The trio of Renée Fleming, the Houston Symphony and Juanjo Mena thrilled a packed Jones Hall audience for the opening night of the orchestra's hundredth season. With a delicious program that provided something for everyone, everyone involved performed at the highest level.


The program opened with Mena eagerly indulging in Don Juan's every Romantic hyperbole. The orchestra zealously responded: trumpets shone, horns soared, strings skittered and sang. Even a slight hiccup at the recapitulation couldn't derail a performance this fine, the highlight of which was Jonathan Fischer's superlative rendition of the famous oboe solo at the work's heart. The orchestra's two other "solo" works were also stunningly played. The low brass chorales and galloping string articulations in Verdi's overture were matched by extraordinary solo and ensemble work in Bernstein's Divertimento.

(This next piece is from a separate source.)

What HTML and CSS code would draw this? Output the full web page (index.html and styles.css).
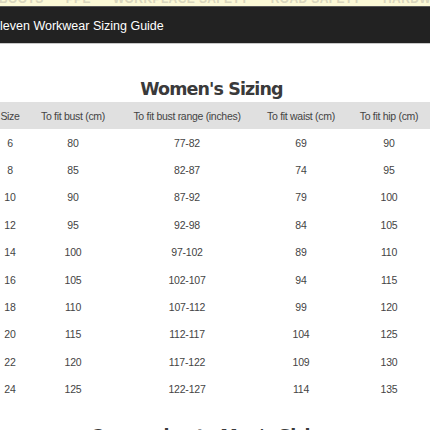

But the night belonged to Renée Fleming, who easily matched the excellence of the orchestra's playing. In her first trio of Austro-German songs, her diction was excellent, and the wide-ranging moods were wonderfully conveyed. Zueignung throbbed urgently, answering the hushed "Harmoniemusik" that frames Wagner's "Träume." The J. Strauss piece set the pattern for a light-hearted work capping each set, and in it and the corresponding Delibes and Bernstein songs, Fleming's easy technique and charming charisma delighted the audience. Bernstein's "Somewhere" brought out the best aspects of her voice: pitch-perfect, lacking in exaggeration and consistent, glorious streams of beautiful tone in all registers and at all dynamic levels.


The audience was rewarded for its ovations with four encores. "Summertime" was slightly unidiomatic but enjoyable, while "Danny Boy" brought forth another wonderful vocal performance let down by a gaudy arrangement that demanded such extravagances as a wind machine for a one-measure sound effect. The encores also filled one gaping hole in the orchestra's centennial program by including a work by a Houston composer, J. Todd Frazier. Unfortunately, his setting of the preamble to the Declaration of Independence couldn't hold its own against the melodic, harmonic and coloristic ingenuity of the preceding songs and arias.


This was a smart program and laid a great foundation for an exciting if conservative centennial season. Fleming is the first among an impressive list of upcoming superstar guests, and the orchestra sounds reinvigorated, creating a stir of excitement for concerts to come.